A careful reader: We could block the request until Node 3 connections to the rest of the server is back online again?
Seems like a decent decision, but, we in this case are sacrificing on the A pillar, the availability part.
That where the CAP theorem comes to play.
We cannot guarantee all 3 of the pillars and not just that CAP theorem states that no matter what kind of advanced algorithms you use or optimizations technique you utilize you just cannot guarantee all 3 of the pillars.
A careful reader: Well, that’s just sad. And cruel 😓
But no worries, we can always “relax” the constraints or weaken the guarantees that our system provide. Instead of hating the game, we could play it right? For example, we could adopt an “Eventual Consistency” model in our system, we could implement retries, we could implement strategies for achieving consensus to recover from a network partition… etc.

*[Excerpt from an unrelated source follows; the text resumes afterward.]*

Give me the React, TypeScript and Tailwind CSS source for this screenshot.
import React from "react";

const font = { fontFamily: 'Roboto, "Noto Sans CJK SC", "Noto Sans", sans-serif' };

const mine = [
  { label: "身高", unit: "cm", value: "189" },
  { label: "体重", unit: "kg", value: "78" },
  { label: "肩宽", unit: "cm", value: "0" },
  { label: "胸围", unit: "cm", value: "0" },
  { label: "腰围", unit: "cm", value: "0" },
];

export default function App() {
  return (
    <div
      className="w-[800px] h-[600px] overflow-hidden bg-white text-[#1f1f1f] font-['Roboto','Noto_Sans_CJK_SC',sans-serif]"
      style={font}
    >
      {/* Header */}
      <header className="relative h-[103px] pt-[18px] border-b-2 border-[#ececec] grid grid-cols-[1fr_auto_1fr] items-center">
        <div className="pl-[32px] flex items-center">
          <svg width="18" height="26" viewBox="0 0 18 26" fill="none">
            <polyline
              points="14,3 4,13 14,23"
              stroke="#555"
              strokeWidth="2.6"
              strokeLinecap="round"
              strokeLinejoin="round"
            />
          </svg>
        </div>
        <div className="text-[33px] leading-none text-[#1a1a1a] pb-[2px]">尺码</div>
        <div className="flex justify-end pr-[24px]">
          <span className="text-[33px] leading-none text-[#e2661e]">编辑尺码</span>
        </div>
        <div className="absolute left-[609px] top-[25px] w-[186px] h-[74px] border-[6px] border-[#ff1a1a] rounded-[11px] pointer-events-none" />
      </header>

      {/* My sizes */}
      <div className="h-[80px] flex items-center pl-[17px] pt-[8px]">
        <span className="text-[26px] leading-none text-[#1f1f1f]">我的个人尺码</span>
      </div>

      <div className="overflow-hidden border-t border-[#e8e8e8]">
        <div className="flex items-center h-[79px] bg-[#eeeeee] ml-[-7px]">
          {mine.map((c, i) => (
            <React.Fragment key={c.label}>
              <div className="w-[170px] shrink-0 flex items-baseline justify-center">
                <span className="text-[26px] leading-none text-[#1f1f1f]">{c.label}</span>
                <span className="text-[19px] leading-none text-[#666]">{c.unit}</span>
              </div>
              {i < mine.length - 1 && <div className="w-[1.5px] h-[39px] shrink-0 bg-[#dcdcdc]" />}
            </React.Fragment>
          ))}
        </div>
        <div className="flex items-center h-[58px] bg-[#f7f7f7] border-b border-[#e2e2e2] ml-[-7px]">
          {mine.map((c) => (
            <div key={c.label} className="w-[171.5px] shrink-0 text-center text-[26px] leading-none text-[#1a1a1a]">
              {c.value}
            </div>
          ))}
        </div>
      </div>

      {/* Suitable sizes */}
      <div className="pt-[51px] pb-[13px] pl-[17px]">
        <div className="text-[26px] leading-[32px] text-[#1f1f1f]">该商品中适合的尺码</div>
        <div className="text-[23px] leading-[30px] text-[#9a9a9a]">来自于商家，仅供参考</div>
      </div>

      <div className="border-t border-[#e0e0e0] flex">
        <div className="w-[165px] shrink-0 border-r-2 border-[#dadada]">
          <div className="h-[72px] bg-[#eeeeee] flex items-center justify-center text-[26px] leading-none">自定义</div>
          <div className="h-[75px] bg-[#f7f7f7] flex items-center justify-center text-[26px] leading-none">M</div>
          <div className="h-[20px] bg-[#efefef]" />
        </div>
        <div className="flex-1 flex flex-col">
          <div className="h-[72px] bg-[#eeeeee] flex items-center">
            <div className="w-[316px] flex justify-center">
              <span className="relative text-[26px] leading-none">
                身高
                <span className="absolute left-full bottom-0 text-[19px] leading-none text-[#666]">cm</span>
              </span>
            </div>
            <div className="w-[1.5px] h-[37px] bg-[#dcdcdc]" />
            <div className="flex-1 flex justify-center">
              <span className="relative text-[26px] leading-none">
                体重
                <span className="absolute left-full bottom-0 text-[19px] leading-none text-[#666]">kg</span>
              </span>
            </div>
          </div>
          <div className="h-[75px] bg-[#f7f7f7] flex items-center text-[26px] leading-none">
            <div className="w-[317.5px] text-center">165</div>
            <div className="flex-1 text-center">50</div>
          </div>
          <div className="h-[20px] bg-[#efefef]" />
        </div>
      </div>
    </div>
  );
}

There is also an “extension” to the CAP theorem which is the 3PACELC theorem, it looks deeper into the distributed system world and adds two more constraints Latency and Consistency. It is basically say “Partition Availability Consistency Else Latency Consistency”. So basically what PACELC theorem is saying: Even when you have no network partition (The else part) you will still have to consider a tradeoff between Latency and Consistency, you cannot max-out on both! (the interpretation is more detailed than that but that’s good enough for the sake of simplicity)
But again, don’t hate the player and rather than hating the game, play it well after knowing the rules and the intricacies of it!
The CAP and PACELC theorems, originating as conceptual frameworks, have evolved into guiding principles helping engineers navigate the intricate maze of distributed systems. These theorems remind us that achieving perfection across all dimensions is unfeasible and that distributed system design is fundamentally about making strategic compromises to align with the system's intended goals and operational realities. As we delve deeper into the intricacies of distributed systems these theorems remain at the core, serving as beacons of wisdom to illuminate the path toward robust and efficient distributed system architecture.